We hit the ground running so to speak and were off to see the exceptional and revered Mahamuni Buddha covered in a thick layer of gold applied daily by male devotees.  The Buddha has been in place for over a hundred years and in that time has become so covered in gold that the features are no longer distinct - there are four pictures of the progression from the original to the gold encrusted Buddha of today.  Women aren't allowed into the inner sanctum but it is so large that we could see it very well from where we were allowed to stand.  Not only were we blinded by the gold but the columns were covered in squares and floral designs made from Jade.

And we were to hear the cry which became our Burmese guide's regular utterance 'Shoes Off' - one has to shed shoes at every Pagoda and you always find your shoes waiting for you at the end.

We visited a very interesting Craft workshop specialising in Burmese puppets, beautiful and intricate carvings and 'embroidered pictures' for want of a better word where the workers not only sew on the sequins but 'stuff' the figures with cotton wool to give a 3D effect.

We went to a workshop where they beat gold into the finest of fine 2 inch squares.  Just as Catholics light candles the Burmese buy these packets of gold leaf and 'paint' them on to the Buddhas as an act of devotion.  The gold beating was absolutely fascinating - and I imagine they've been doing it in the same way for hundreds of years.  There were three men all hammering in succession rather like bell ringers - and indeed the sound of the hammering did set up a rhythm.  They hammer for a half hour and then rest - it is hard work.  As I can only enter one photo per blog I'll try to find time to enter a few pictures into the gallery which might give you some idea of this complicated process.
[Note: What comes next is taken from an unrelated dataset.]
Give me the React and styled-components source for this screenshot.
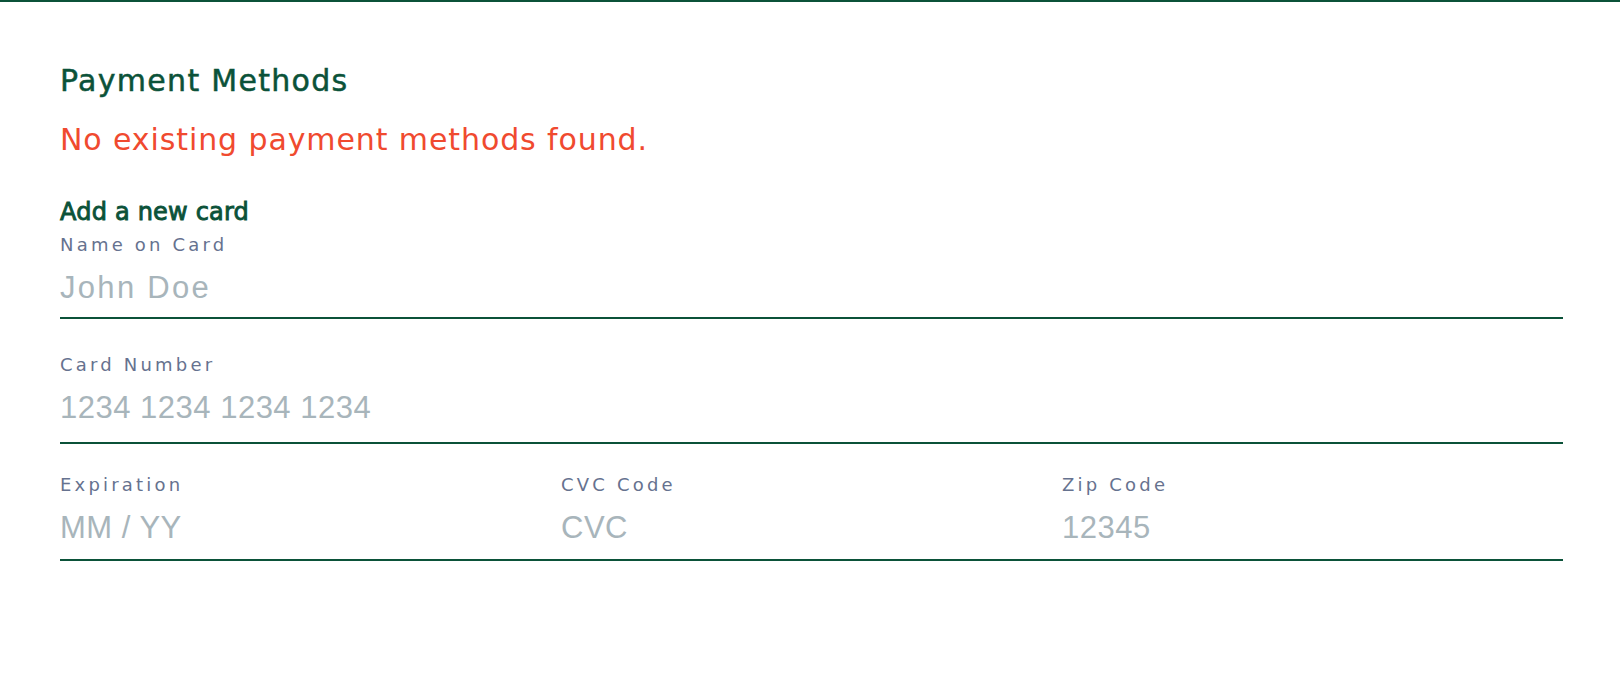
import styled, { createGlobalStyle } from "styled-components";

const colors = {
  green: "#0b5239",
  red: "#f04a2f",
  label: "#66728f",
  placeholder: "#a8b5bb",
};

const GlobalStyle = createGlobalStyle`
  html, body {
    margin: 0;
    padding: 0;
    background: #ffffff;
  }

  body {
    font-family: "DejaVu Sans", "Noto Sans", sans-serif;
  }

  * {
    box-sizing: border-box;
  }
`;

const Page = styled.main`
  min-height: 676px;
  padding: 56px 57px 0 60px;

  border-top: 2px solid ${colors.green};
`;

const Title = styled.h2`
  margin: 0;

  font-size: 30px;
  font-weight: 400;
  line-height: 45px;
  letter-spacing: 1.3px;
  color: ${colors.green};
  -webkit-text-stroke: 0.5px ${colors.green};
`;

const Empty = styled.p`
  margin: 14px 0 0 0;

  font-size: 30px;
  font-weight: 400;
  line-height: 45px;
  letter-spacing: 0.9px;
  color: ${colors.red};
`;

const Subtitle = styled.h3`
  margin: 32px 0 1px 0;

  font-size: 24px;
  font-weight: 400;
  line-height: 36px;
  letter-spacing: 0.2px;
  color: ${colors.green};
  -webkit-text-stroke: 0.9px ${colors.green};
`;

const Form = styled.form`
  display: flex;
  flex-direction: column;
`;

const Group = styled.div`
  display: grid;
  grid-template-columns: ${({ $cols }) => `repeat(${$cols || 1}, 1fr)`};
  margin-top: ${({ $top }) => $top || 0}px;
  padding-bottom: ${({ $pad }) => $pad || 7}px;

  border-bottom: 2px solid ${colors.green};
`;

const Field = styled.label`
  display: flex;
  flex-direction: column;
`;

const Label = styled.span`
  font-size: 18px;
  line-height: 27px;
  letter-spacing: 3.2px;
  color: ${colors.label};
`;

const Input = styled.input`
  display: block;
  width: 100%;
  height: 46px;
  margin-top: 7px;
  padding: 0;

  border: none;
  outline: none;
  background: transparent;

  font-family: "Liberation Sans", Arial, sans-serif;
  font-size: 31px;
  letter-spacing: ${({ $spacing }) => $spacing ?? 0.5}px;
  color: #333;

  &::placeholder {
    color: ${colors.placeholder};
    opacity: 1;
  }
`;

const CardField = ({ label, placeholder, spacing }) => (
  <Field>
    <Label>{label}</Label>
    <Input type="text" placeholder={placeholder} $spacing={spacing} />
  </Field>
);

const App = () => {
  return (
    <>
      <GlobalStyle />
      <Page>
        <Title>Payment Methods</Title>
        <Empty>No existing payment methods found.</Empty>
        <Subtitle>Add a new card</Subtitle>
        <Form onSubmit={(e) => e.preventDefault()}>
          <Group $pad={6}>
            <CardField label="Name on Card" placeholder="John Doe" spacing={2.3} />
          </Group>
          <Group $top={32} $pad={11}>
            <CardField label="Card Number" placeholder="1234 1234 1234 1234" />
          </Group>
          <Group $top={27} $pad={8} $cols={3}>
            <CardField label="Expiration" placeholder="MM / YY" />
            <CardField label="CVC Code" placeholder="CVC" />
            <CardField label="Zip Code" placeholder="12345" />
          </Group>
        </Form>
      </Page>
    </>
  );
};

export default App;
In the afternoon we had a delightful Trishaw ride mostly along quiet country roads and lanes but occasionally taking our life into our hands and crossing the main highway.  The final leg of the journey was actually along the highway jostling for position with all the cars, trucks and scooters but our trishaw drivers were very accustomed to the traffic and weaved in and out with great success.  It was growing dark but we were still able to discern the outline of the 2 km wall surrounding the old Royal Palace.  It must have been incredibly impressive in its heyday.